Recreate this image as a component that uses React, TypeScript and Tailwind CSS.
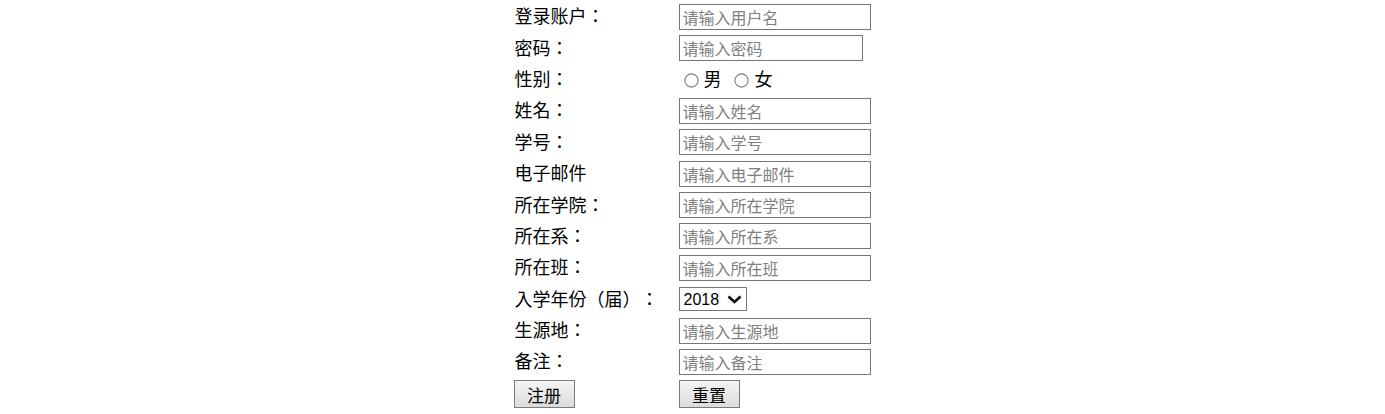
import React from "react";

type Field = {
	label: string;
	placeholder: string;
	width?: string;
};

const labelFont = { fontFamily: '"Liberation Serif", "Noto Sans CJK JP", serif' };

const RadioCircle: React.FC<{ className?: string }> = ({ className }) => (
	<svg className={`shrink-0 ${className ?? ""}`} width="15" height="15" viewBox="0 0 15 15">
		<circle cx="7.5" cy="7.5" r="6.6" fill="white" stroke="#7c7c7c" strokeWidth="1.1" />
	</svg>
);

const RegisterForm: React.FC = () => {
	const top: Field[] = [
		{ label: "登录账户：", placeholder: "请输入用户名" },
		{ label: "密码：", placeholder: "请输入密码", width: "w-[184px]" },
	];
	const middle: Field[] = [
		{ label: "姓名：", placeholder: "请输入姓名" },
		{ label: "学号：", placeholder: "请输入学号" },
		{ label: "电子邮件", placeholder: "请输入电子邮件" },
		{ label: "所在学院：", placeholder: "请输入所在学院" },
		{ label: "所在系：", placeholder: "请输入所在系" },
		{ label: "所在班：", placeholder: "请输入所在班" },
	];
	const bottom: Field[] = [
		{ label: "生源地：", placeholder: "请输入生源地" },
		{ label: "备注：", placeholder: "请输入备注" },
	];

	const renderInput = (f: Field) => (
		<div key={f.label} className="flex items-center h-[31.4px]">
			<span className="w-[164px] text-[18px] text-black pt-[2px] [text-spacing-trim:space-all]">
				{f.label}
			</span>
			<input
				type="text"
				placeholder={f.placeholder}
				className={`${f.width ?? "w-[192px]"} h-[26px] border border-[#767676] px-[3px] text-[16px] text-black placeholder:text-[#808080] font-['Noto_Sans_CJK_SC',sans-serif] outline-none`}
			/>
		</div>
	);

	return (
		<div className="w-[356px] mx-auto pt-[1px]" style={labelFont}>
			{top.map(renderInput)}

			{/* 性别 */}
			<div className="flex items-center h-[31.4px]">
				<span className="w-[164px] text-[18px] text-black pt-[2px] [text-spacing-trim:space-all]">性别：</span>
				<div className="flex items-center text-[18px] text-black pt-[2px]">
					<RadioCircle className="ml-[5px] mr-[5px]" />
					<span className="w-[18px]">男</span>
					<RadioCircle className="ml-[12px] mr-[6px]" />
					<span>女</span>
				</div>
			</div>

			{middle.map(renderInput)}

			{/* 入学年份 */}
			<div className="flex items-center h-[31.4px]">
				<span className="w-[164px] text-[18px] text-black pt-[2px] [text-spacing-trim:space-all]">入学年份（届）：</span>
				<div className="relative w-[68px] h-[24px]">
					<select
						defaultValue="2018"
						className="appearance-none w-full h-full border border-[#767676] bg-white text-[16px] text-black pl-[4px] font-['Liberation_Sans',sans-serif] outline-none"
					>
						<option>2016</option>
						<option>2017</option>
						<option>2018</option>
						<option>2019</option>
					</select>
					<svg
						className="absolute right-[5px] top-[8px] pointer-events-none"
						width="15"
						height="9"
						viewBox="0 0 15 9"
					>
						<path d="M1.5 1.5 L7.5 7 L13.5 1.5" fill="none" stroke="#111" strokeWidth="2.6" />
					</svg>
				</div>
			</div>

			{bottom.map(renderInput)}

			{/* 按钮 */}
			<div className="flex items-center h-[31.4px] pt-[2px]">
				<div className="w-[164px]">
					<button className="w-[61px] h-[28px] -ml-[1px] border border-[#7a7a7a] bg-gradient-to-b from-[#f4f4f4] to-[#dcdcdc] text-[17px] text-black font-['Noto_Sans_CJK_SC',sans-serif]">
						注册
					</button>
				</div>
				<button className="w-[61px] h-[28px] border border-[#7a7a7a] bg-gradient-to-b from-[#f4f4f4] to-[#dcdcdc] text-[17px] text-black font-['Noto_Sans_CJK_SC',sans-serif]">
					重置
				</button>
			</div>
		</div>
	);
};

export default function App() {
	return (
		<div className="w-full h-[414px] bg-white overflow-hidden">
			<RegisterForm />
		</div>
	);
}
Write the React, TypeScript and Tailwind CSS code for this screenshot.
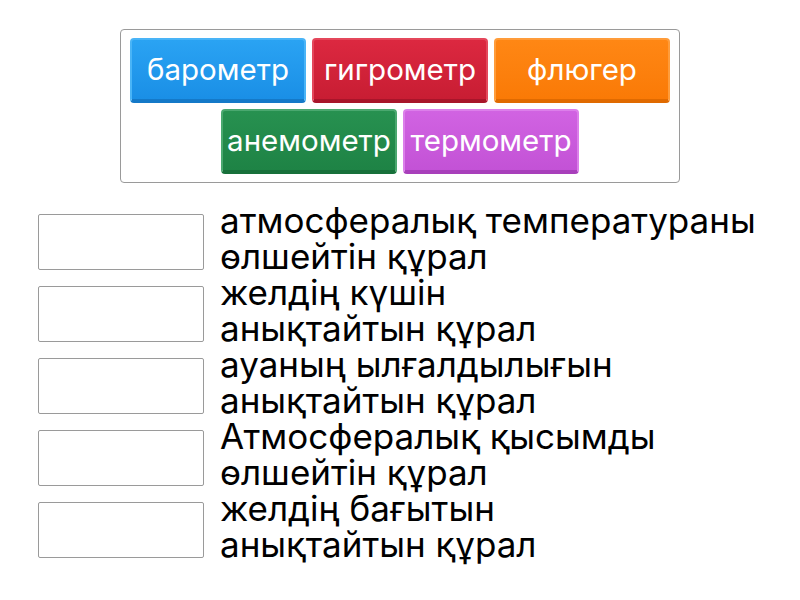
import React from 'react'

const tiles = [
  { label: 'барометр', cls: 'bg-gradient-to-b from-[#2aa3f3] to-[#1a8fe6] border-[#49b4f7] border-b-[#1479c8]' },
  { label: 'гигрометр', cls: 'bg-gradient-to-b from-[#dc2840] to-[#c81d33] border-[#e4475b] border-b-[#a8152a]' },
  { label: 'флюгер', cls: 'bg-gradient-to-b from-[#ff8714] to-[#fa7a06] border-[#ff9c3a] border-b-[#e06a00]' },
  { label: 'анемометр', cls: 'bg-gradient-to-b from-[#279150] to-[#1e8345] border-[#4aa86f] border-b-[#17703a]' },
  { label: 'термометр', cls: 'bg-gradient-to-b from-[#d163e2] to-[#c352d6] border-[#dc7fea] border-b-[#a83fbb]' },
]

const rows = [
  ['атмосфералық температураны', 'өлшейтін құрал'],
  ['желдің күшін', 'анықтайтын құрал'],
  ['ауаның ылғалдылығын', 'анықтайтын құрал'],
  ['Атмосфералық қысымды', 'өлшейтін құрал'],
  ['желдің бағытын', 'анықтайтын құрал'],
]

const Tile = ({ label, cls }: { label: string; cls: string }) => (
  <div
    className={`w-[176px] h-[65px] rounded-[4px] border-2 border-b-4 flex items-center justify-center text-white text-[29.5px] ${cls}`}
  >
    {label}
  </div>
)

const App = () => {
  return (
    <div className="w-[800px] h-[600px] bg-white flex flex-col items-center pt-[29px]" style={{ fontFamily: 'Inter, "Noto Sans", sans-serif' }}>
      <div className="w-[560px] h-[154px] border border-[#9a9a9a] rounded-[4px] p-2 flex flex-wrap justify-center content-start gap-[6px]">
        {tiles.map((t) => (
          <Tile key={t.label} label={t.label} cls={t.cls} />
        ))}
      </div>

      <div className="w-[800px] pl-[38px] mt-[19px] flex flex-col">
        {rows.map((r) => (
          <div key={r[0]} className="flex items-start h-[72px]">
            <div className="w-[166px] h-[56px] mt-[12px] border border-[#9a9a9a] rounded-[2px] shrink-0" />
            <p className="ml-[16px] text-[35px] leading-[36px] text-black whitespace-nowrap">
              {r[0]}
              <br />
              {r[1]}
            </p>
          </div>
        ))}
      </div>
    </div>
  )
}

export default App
********************
Except for the pictures, reproduce every line exactly.

Response to the task
Recreate this image as a component that uses React, TypeScript and Tailwind CSS.
import React from "react";

type Field = {
	label: string;
	placeholder: string;
	width?: string;
};

const labelFont = { fontFamily: '"Liberation Serif", "Noto Sans CJK JP", serif' };

const RadioCircle: React.FC<{ className?: string }> = ({ className }) => (
	<svg className={`shrink-0 ${className ?? ""}`} width="15" height="15" viewBox="0 0 15 15">
		<circle cx="7.5" cy="7.5" r="6.6" fill="white" stroke="#7c7c7c" strokeWidth="1.1" />
	</svg>
);

const RegisterForm: React.FC = () => {
	const top: Field[] = [
		{ label: "登录账户：", placeholder: "请输入用户名" },
		{ label: "密码：", placeholder: "请输入密码", width: "w-[184px]" },
	];
	const middle: Field[] = [
		{ label: "姓名：", placeholder: "请输入姓名" },
		{ label: "学号：", placeholder: "请输入学号" },
		{ label: "电子邮件", placeholder: "请输入电子邮件" },
		{ label: "所在学院：", placeholder: "请输入所在学院" },
		{ label: "所在系：", placeholder: "请输入所在系" },
		{ label: "所在班：", placeholder: "请输入所在班" },
	];
	const bottom: Field[] = [
		{ label: "生源地：", placeholder: "请输入生源地" },
		{ label: "备注：", placeholder: "请输入备注" },
	];

	const renderInput = (f: Field) => (
		<div key={f.label} className="flex items-center h-[31.4px]">
			<span className="w-[164px] text-[18px] text-black pt-[2px] [text-spacing-trim:space-all]">
				{f.label}
			</span>
			<input
				type="text"
				placeholder={f.placeholder}
				className={`${f.width ?? "w-[192px]"} h-[26px] border border-[#767676] px-[3px] text-[16px] text-black placeholder:text-[#808080] font-['Noto_Sans_CJK_SC',sans-serif] outline-none`}
			/>
		</div>
	);

	return (
		<div className="w-[356px] mx-auto pt-[1px]" style={labelFont}>
			{top.map(renderInput)}

			{/* 性别 */}
			<div className="flex items-center h-[31.4px]">
				<span className="w-[164px] text-[18px] text-black pt-[2px] [text-spacing-trim:space-all]">性别：</span>
				<div className="flex items-center text-[18px] text-black pt-[2px]">
					<RadioCircle className="ml-[5px] mr-[5px]" />
					<span className="w-[18px]">男</span>
					<RadioCircle className="ml-[12px] mr-[6px]" />
					<span>女</span>
				</div>
			</div>

			{middle.map(renderInput)}

			{/* 入学年份 */}
			<div className="flex items-center h-[31.4px]">
				<span className="w-[164px] text-[18px] text-black pt-[2px] [text-spacing-trim:space-all]">入学年份（届）：</span>
				<div className="relative w-[68px] h-[24px]">
					<select
						defaultValue="2018"
						className="appearance-none w-full h-full border border-[#767676] bg-white text-[16px] text-black pl-[4px] font-['Liberation_Sans',sans-serif] outline-none"
					>
						<option>2016</option>
						<option>2017</option>
						<option>2018</option>
						<option>2019</option>
					</select>
					<svg
						className="absolute right-[5px] top-[8px] pointer-events-none"
						width="15"
						height="9"
						viewBox="0 0 15 9"
					>
						<path d="M1.5 1.5 L7.5 7 L13.5 1.5" fill="none" stroke="#111" strokeWidth="2.6" />
					</svg>
				</div>
			</div>

			{bottom.map(renderInput)}

			{/* 按钮 */}
			<div className="flex items-center h-[31.4px] pt-[2px]">
				<div className="w-[164px]">
					<button className="w-[61px] h-[28px] -ml-[1px] border border-[#7a7a7a] bg-gradient-to-b from-[#f4f4f4] to-[#dcdcdc] text-[17px] text-black font-['Noto_Sans_CJK_SC',sans-serif]">
						注册
					</button>
				</div>
				<button className="w-[61px] h-[28px] border border-[#7a7a7a] bg-gradient-to-b from-[#f4f4f4] to-[#dcdcdc] text-[17px] text-black font-['Noto_Sans_CJK_SC',sans-serif]">
					重置
				</button>
			</div>
		</div>
	);
};

export default function App() {
	return (
		<div className="w-full h-[414px] bg-white overflow-hidden">
			<RegisterForm />
		</div>
	);
}
Write the React, TypeScript and Tailwind CSS code for this screenshot.
import React from 'react'

const tiles = [
  { label: 'барометр', cls: 'bg-gradient-to-b from-[#2aa3f3] to-[#1a8fe6] border-[#49b4f7] border-b-[#1479c8]' },
  { label: 'гигрометр', cls: 'bg-gradient-to-b from-[#dc2840] to-[#c81d33] border-[#e4475b] border-b-[#a8152a]' },
  { label: 'флюгер', cls: 'bg-gradient-to-b from-[#ff8714] to-[#fa7a06] border-[#ff9c3a] border-b-[#e06a00]' },
  { label: 'анемометр', cls: 'bg-gradient-to-b from-[#279150] to-[#1e8345] border-[#4aa86f] border-b-[#17703a]' },
  { label: 'термометр', cls: 'bg-gradient-to-b from-[#d163e2] to-[#c352d6] border-[#dc7fea] border-b-[#a83fbb]' },
]

const rows = [
  ['атмосфералық температураны', 'өлшейтін құрал'],
  ['желдің күшін', 'анықтайтын құрал'],
  ['ауаның ылғалдылығын', 'анықтайтын құрал'],
  ['Атмосфералық қысымды', 'өлшейтін құрал'],
  ['желдің бағытын', 'анықтайтын құрал'],
]

const Tile = ({ label, cls }: { label: string; cls: string }) => (
  <div
    className={`w-[176px] h-[65px] rounded-[4px] border-2 border-b-4 flex items-center justify-center text-white text-[29.5px] ${cls}`}
  >
    {label}
  </div>
)

const App = () => {
  return (
    <div className="w-[800px] h-[600px] bg-white flex flex-col items-center pt-[29px]" style={{ fontFamily: 'Inter, "Noto Sans", sans-serif' }}>
      <div className="w-[560px] h-[154px] border border-[#9a9a9a] rounded-[4px] p-2 flex flex-wrap justify-center content-start gap-[6px]">
        {tiles.map((t) => (
          <Tile key={t.label} label={t.label} cls={t.cls} />
        ))}
      </div>

      <div className="w-[800px] pl-[38px] mt-[19px] flex flex-col">
        {rows.map((r) => (
          <div key={r[0]} className="flex items-start h-[72px]">
            <div className="w-[166px] h-[56px] mt-[12px] border border-[#9a9a9a] rounded-[2px] shrink-0" />
            <p className="ml-[16px] text-[35px] leading-[36px] text-black whitespace-nowrap">
              {r[0]}
              <br />
              {r[1]}
            </p>
          </div>
        ))}
      </div>
    </div>
  )
}

export default App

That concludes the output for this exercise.